Below are the records. List every line holding the word "Tailwind".

→ **Material for this exercise**:
— START —

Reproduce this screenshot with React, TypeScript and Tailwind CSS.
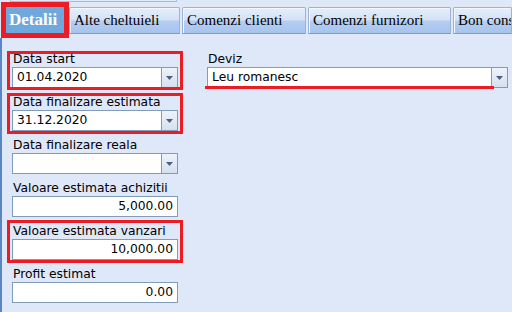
const tabs = [
  { label: "Alte cheltuieli", w: "w-[111px] shrink-0" },
  { label: "Comenzi clienti", w: "w-[124px] shrink-0" },
  { label: "Comenzi furnizori", w: "w-[143px] shrink-0" },
  { label: "Bon consum", w: "min-w-0 flex-1 overflow-hidden" },
];

function Arrow() {
  return (
    <svg width="7" height="4" viewBox="0 0 7 4" className="block">
      <path d="M0 0h7L3.5 4z" fill="#4d5f7f" />
    </svg>
  );
}

function Field({
  label,
  value,
  combo,
  right,
  mark,
  className = "",
}: {
  label: string;
  value?: string;
  combo?: boolean;
  right?: boolean;
  mark?: string;
  className?: string;
}) {
  return (
    <div className={`relative ${className}`}>
      <div className="h-[22px] pt-[6px] pl-[1px] text-[12.3px] leading-[16px] text-black">{label}</div>
      <div className="flex h-[21px] border border-[#7f9db9] bg-white">
        <div
          className={`flex-1 overflow-hidden whitespace-nowrap text-[12.3px] leading-[19px] text-black ${
            right ? "pr-[4px] text-right" : "pl-[4px]"
          }`}
        >
          {value}
        </div>
        {combo ? (
          <div className="flex w-[16px] items-center justify-center border-l border-[#7f9db9] bg-[linear-gradient(#eef3fa,#d5e0ef)]">
            <Arrow />
          </div>
        ) : null}
      </div>
      {mark ? (
        <div className={`pointer-events-none absolute -left-[5px] -right-[5px] border-[3px] border-[#ec1c24] ${mark}`} />
      ) : null}
    </div>
  );
}

export default function App() {
  return (
    <div className="h-[312px] w-[512px] overflow-hidden bg-[#dfe8f8] font-['DejaVu_Sans',sans-serif]">
      <div className="ml-[10px] h-[2px] w-[167px] border-x border-b border-[#a8bbd7]" />

      <div className="flex h-[36px] items-start overflow-hidden">
        <div className="ml-[1px] h-[36px] w-[68px] shrink-0 border-[5px] border-[#ec1c24] bg-[#6fa8dd]">
          <div className="whitespace-nowrap pl-[3px] pt-[4px] font-['Liberation_Serif',serif] text-[17px] font-bold leading-[18px] text-white">
            Detalii
          </div>
        </div>
        {tabs.map((t, i) => (
          <div
            key={t.label}
            className={`mt-[5px] h-[27px] rounded-t-[2px] border border-[#9cb3d4] border-b-[#7f9ac4] bg-[linear-gradient(#e6eefb,#d3e2f7_48%,#b5cef1_52%,#a6c4ee)] shadow-[inset_1px_1px_0_#f4f8fd] ${t.w} ${
              i === 0 ? "" : "ml-[2px]"
            }`}
          >
            <div className="whitespace-nowrap pl-[4px] pt-[4px] font-['Liberation_Serif',serif] text-[15px] leading-[17px] text-black">
              {t.label}
            </div>
          </div>
        ))}
      </div>

      <div className="flex h-[274px] border-l-2 border-[#5a86c4] pl-[10px] pt-[7px]">
        <div className="flex w-[166px] shrink-0 flex-col">
          <Field label="Data start" value="01.04.2020" combo mark="top-[6px] -bottom-[2px]" />
          <Field label="Data finalizare estimata" value="31.12.2020" combo mark="top-[5px] -bottom-[3px]" />
          <Field label="Data finalizare reala" combo />
          <Field label="Valoare estimata achizitii" value="5,000.00" right />
          <Field label="Valoare estimata vanzari" value="10,000.00" right mark="top-[3px] -bottom-[3px]" />
          <Field label="Profit estimat" value="0.00" right />
        </div>

        <div className="relative ml-[29px] w-[301px] shrink-0 self-start">
          <Field label="Deviz" value="Leu romanesc" combo />
          <div className="pointer-events-none absolute -left-[2px] top-[41px] h-[3px] w-[289px] bg-[#ec1c24]" />
        </div>
      </div>
    </div>
  );
}
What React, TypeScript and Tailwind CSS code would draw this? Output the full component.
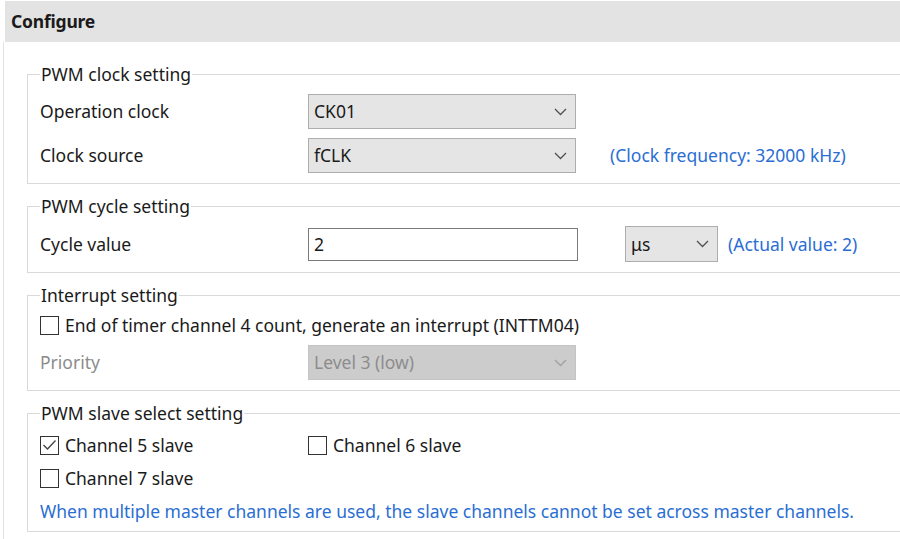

— END —

→ **Answer for the task**:
Reproduce this screenshot with React, TypeScript and Tailwind CSS.
What React, TypeScript and Tailwind CSS code would draw this? Output the full component.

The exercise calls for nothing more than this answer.